Lola moved to Montreal in January 1995, the beginning of what she calls the “five-star years.” She remembers $20,000-a-night hotels in Dubai. She could measure Eric’s rising fortunes by which class they flew: from economy to business, and on to his company’s $25-million jet—and, later, $40-million jet. Then there were parties: the yearly bash at their house that went on all weekend, where she’d meet faces she’d seen in magazines. Sometimes she had to call her sister in Brazil to find out who they were. She’d been anti-drug most of her life, but she tried drugs a few times. Cocaine wasn’t the end of the world, she figured. It helped her stay awake.
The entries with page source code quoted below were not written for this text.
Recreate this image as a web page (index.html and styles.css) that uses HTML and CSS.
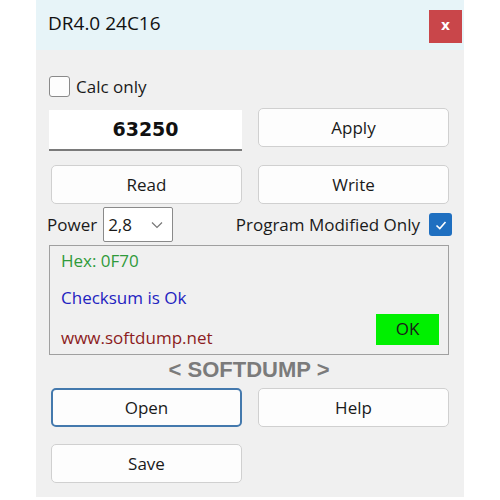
FILE: index.html
```html
<!DOCTYPE html>
<html>
	<head>
		<meta charset="UTF-8">
		<link rel="stylesheet" href="styles.css">
		<title>DR4.0 24C16</title>
	</head>
	<body>
		<div class="window">
			<div class="titlebar">
				<span class="title">DR4.0 24C16</span>
				<button class="btn-close">x</button>
			</div>
			<div class="content">
				<label class="check-row">
					<span class="checkbox"></span>
					<span class="check-text">Calc only</span>
				</label>
				<div class="row row-first">
					<div class="value-field">63250</div>
					<button class="btn">Apply</button>
				</div>
				<div class="row row-second">
					<button class="btn">Read</button>
					<button class="btn">Write</button>
				</div>
				<div class="power-row">
					<span class="power-label">Power</span>
					<div class="select">
						<span class="select-value">2,8</span>
						<svg class="chevron" width="12" height="8" viewBox="0 0 12 8"><path d="M1 1.5 L6 6.5 L11 1.5" fill="none" stroke="#777" stroke-width="1.2"/></svg>
					</div>
					<span class="modified-label">Program Modified Only</span>
					<span class="checkbox checked">
						<svg width="16" height="16" viewBox="0 0 16 16"><path d="M3.5 8.5 L6.8 11.5 L12.5 5" fill="none" stroke="#fff" stroke-width="1.6"/></svg>
					</span>
				</div>
				<div class="status-box">
					<p class="status-hex">Hex: 0F70</p>
					<p class="status-checksum">Checksum is Ok</p>
					<div class="status-bottom">
						<p class="status-site">www.softdump.net</p>
						<div class="ok-badge">OK</div>
					</div>
				</div>
				<div class="brand">&lt; SOFTDUMP &gt;</div>
				<div class="row row-open">
					<button class="btn btn-focus">Open</button>
					<button class="btn">Help</button>
				</div>
				<div class="row row-save">
					<button class="btn">Save</button>
				</div>
			</div>
		</div>
	</body>
</html>
```

FILE: styles.css
```css
body {
	margin: 0;
	background: #ffffff;
	font-family: 'Open Sans', 'Noto Sans', sans-serif;
	font-size: 17px;
	color: #1a1a1a;
}
.window {
	width: 428px;
	height: 497px;
	margin-left: 36px;
	background: #f0f0f0;
}
.titlebar {
	height: 50px;
	background: #e7f4f8;
	display: flex;
	align-items: flex-start;
	justify-content: space-between;
}
.title {
	margin: 10px 0 0 12px;
	font-size: 19px;
	color: #111;
}
.btn-close {
	margin: 10px 2px 0 0;
	width: 33px;
	height: 33px;
	border: 0;
	padding: 0 0 3px;
	background: #c9464a;
	color: #fff;
	font-family: 'DejaVu Sans', sans-serif;
	font-weight: bold;
	font-size: 14px;
}
.content {
	padding: 26px 15px 0 13px;
	display: flex;
	flex-direction: column;
}
.check-row {
	display: flex;
	align-items: center;
	height: 21px;
}
.checkbox {
	width: 19px;
	height: 19px;
	border: 1px solid #8a8a8a;
	border-radius: 3px;
	background: #fdfdfd;
	display: flex;
	align-items: center;
	justify-content: center;
}
.check-text {
	margin-left: 6px;
}
.row {
	display: grid;
	grid-template-columns: 191px 191px;
	gap: 16px;
	padding-left: 2px;
}
.row-first {
	margin-top: 11px;
	align-items: start;
	padding-left: 0;
	grid-template-columns: 193px 191px;
}
.value-field {
	height: 39px;
	margin-top: 2px;
	background: #fff;
	border-bottom: 2px solid #7a7a7a;
	text-align: center;
	font-family: 'DejaVu Sans', sans-serif;
	font-weight: bold;
	font-size: 19px;
	line-height: 39px;
	color: #111;
}
.btn {
	height: 39px;
	border: 1px solid #d0d0d0;
	border-radius: 5px;
	background: #fdfdfd;
	font-family: 'Open Sans', 'Noto Sans', sans-serif;
	font-size: 17px;
	color: #1a1a1a;
	padding: 0;
}
.row-second {
	margin-top: 14px;
}
.power-row {
	margin-top: 3px;
	height: 35px;
	display: flex;
	align-items: center;
}
.power-label {
	margin-left: -2px;
}
.select {
	margin-left: 6px;
	width: 70px;
	height: 35px;
	border: 1px solid #8a8a8a;
	border-radius: 2px;
	background: #fff;
	display: flex;
	align-items: center;
	justify-content: space-between;
	padding: 0 9px 0 4px;
	box-sizing: border-box;
}
.modified-label {
	margin-left: auto;
	margin-right: 9px;
}
.checkbox.checked {
	width: 23px;
	height: 23px;
	margin-right: -3px;
	border: 0;
	background: #1f6fc0;
	border-radius: 3px;
}
.status-box {
	margin-top: 3px;
	height: 108px;
	border: 1px solid #a0a0a0;
	padding: 0 9px 0 11px;
	display: flex;
	flex-direction: column;
}
.status-box p {
	margin: 0;
}
.status-hex {
	margin-top: 3px !important;
	color: #2f9a3a;
}
.status-checksum {
	margin-top: 14px !important;
	color: #2323c0;
}
.status-bottom {
	margin-top: auto;
	margin-bottom: 5px;
	display: flex;
	align-items: flex-end;
	justify-content: space-between;
}
.status-site {
	color: #8c1c22;
}
.ok-badge {
	width: 63px;
	height: 31px;
	margin-bottom: 4px;
	background: #00f000;
	text-align: center;
	line-height: 30px;
}
.brand {
	margin-top: 2px;
	text-align: center;
	font-family: 'Liberation Sans', Arial, sans-serif;
	font-weight: bold;
	font-size: 22px;
	color: #7b7b7b;
	height: 28px;
	line-height: 26px;
}
.row-open {
	margin-top: 3px;
}
.btn-focus {
	border: 2px solid #4479ad;
}
.row-save {
	margin-top: 17px;
}
```
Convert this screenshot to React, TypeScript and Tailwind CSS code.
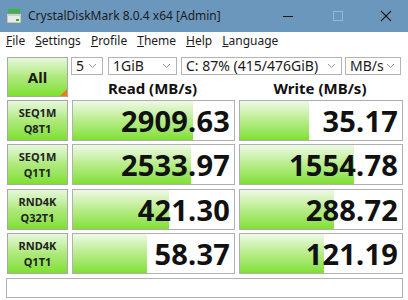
import React from "react";

const font = { fontFamily: '"Noto Sans", "Open Sans", Arial, sans-serif' };

const rows = [
  { a: "SEQ1M", b: "Q8T1", read: "2909.63", rw: 120, write: "35.17", ww: 69, mt: "mt-[3px]" },
  { a: "SEQ1M", b: "Q1T1", read: "2533.97", rw: 118, write: "1554.78", ww: 114, mt: "mt-[3px]" },
  { a: "RND4K", b: "Q32T1", read: "421.30", rw: 96, write: "288.72", ww: 94, mt: "mt-[4px]" },
  { a: "RND4K", b: "Q1T1", read: "58.37", rw: 74, write: "121.19", ww: 84, mt: "mt-[3px]" },
];

function Chevron() {
  return (
    <svg width="9" height="6" viewBox="0 0 9 6" className="shrink-0">
      <path d="M1 1 L4.5 4.5 L8 1" fill="none" stroke="#9a9a9a" strokeWidth="1" />
    </svg>
  );
}

function Select({ w, label }: { w: string; label: string }) {
  return (
    <div className={`${w} h-[18px] flex items-center justify-between border border-[#b4b4b4] bg-white pl-[4px] pr-[5px] text-[14px] text-[#1a1a1a] leading-none`}>
      <span>{label}</span>
      <Chevron />
    </div>
  );
}

function Cell({ value, width, w }: { value: string; width: number; w: string }) {
  return (
    <div className={`${w} h-full relative border border-[#b0b0b0] bg-white`}>
      <div
        className="absolute left-0 top-0 bottom-0 bg-gradient-to-b from-[#eef9e6] via-[#b8ec88] to-[#7fe02c]"
        style={{ width }}
      />
      <div className="relative h-full flex items-center justify-end pr-[4px] text-[29px] font-bold text-[#111] leading-none tracking-[0.2px]">
        {value}
      </div>
    </div>
  );
}

export default function App() {
  return (
    <div className="w-[408px] h-[300px] overflow-hidden bg-white flex flex-col" style={font}>
      {/* title bar */}
      <div className="h-[32px] bg-[#6b97bd] flex items-center shrink-0">
        <svg width="16" height="16" viewBox="0 0 16 16" className="ml-[6px]">
          <rect x="2" y="1" width="12" height="4" fill="#3cb53c" />
          <rect x="1" y="6" width="14" height="9" fill="#e8ece8" stroke="#8a948a" strokeWidth="0.8" />
          <rect x="1" y="6" width="14" height="2" fill="#c9d3c9" />
          <rect x="10" y="11" width="3" height="2" fill="#2fae2f" />
        </svg>
        <span className="ml-[6px] text-[12px] text-[#1c1c1c]">CrystalDiskMark 8.0.4 x64 [Admin]</span>
        <div className="ml-auto flex items-center h-full">
          <svg width="12" height="12" viewBox="0 0 12 12" className="mr-[38px]">
            <line x1="1" y1="6.5" x2="11" y2="6.5" stroke="#1c1c1c" strokeWidth="1" />
          </svg>
          <svg width="12" height="12" viewBox="0 0 12 12" className="mr-[36px]">
            <rect x="1.5" y="1.5" width="9" height="9" fill="none" stroke="#9bb7d0" strokeWidth="1" />
          </svg>
          <svg width="12" height="12" viewBox="0 0 12 12" className="mr-[16px]">
            <path d="M1 1 L11 11 M11 1 L1 11" stroke="#1c1c1c" strokeWidth="1.1" />
          </svg>
        </div>
      </div>

      {/* menu */}
      <div className="h-[18px] flex items-center gap-[10px] pl-[6px] text-[12px] text-[#1a1a1a] leading-none shrink-0">
        <span><u>F</u>ile</span>
        <span><u>S</u>ettings</span>
        <span><u>P</u>rofile</span>
        <span><u>T</u>heme</span>
        <span><u>H</u>elp</span>
        <span><u>L</u>anguage</span>
      </div>

      {/* controls */}
      <div className="flex pl-[7px] pt-[7px] gap-[3px]">
        <div className="w-[61px] h-[40px] relative border border-[#a8a8a8] bg-gradient-to-b from-[#e6f8da] via-[#aee97a] to-[#7ee02c] flex items-center justify-center text-[15px] font-bold text-[#1a1a1a]">
          All
          <div className="absolute right-0 bottom-0 w-0 h-0 border-l-[7px] border-l-transparent border-b-[7px] border-b-[#f07a1a]" />
        </div>
        <div className="flex flex-col">
          <div className="flex items-center">
            <Select w="w-[32px] ml-[0px]" label="5" />
            <Select w="w-[69px] ml-[5px]" label="1GiB" />
            <Select w="w-[161px] ml-[4px]" label="C: 87% (415/476GiB)" />
            <Select w="w-[56px] ml-[3px]" label="MB/s" />
          </div>
          <div className="flex h-[22px] items-end pb-[1px] text-[15px] font-bold text-[#111] leading-none">
            <div className="w-[163px] text-center">Read (MB/s)</div>
            <div className="w-[164px] ml-[4px] text-center">Write (MB/s)</div>
          </div>
        </div>
      </div>

      {/* results */}
      {rows.map((r, i) => (
        <div key={i} className={`flex pl-[7px] h-[41px] ${r.mt}`}>
          <div className="w-[61px] h-full border border-[#a8a8a8] bg-gradient-to-b from-[#e6f8da] via-[#aee97a] to-[#7ee02c] flex flex-col items-center justify-center gap-[5px] text-[11px] font-bold text-[#222] leading-none">
            <span>{r.a}</span>
            <span>{r.b}</span>
          </div>
          <Cell value={r.read} width={r.rw} w="w-[163px] ml-[4px]" />
          <Cell value={r.write} width={r.ww} w="w-[164px] ml-[4px]" />
        </div>
      ))}

      {/* status */}
      <div className="ml-[6px] mt-[4px] w-[397px] h-[20px] border border-[#b0b0b0] bg-white" />
    </div>
  );
}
Not long after, their troubles began. Eric’s work meant he travelled a lot, and she would tag along despite a fledgling modelling career and the language courses she was taking at McGill University. Eric wanted to have kids, but he didn’t want to get married. And there were the drugs, she testified. In her testimony Lola said the pair hadn’t become pregnant, despite not using contraceptives. He was also erratic, nice one day and horrible the next. Lola blamed drugs—it was primarily cocaine, she testified in court—for both problems. (In his testimony, Eric said he’d “never overdosed in his life.”) She would call his apartment in L.A., and girls would answer.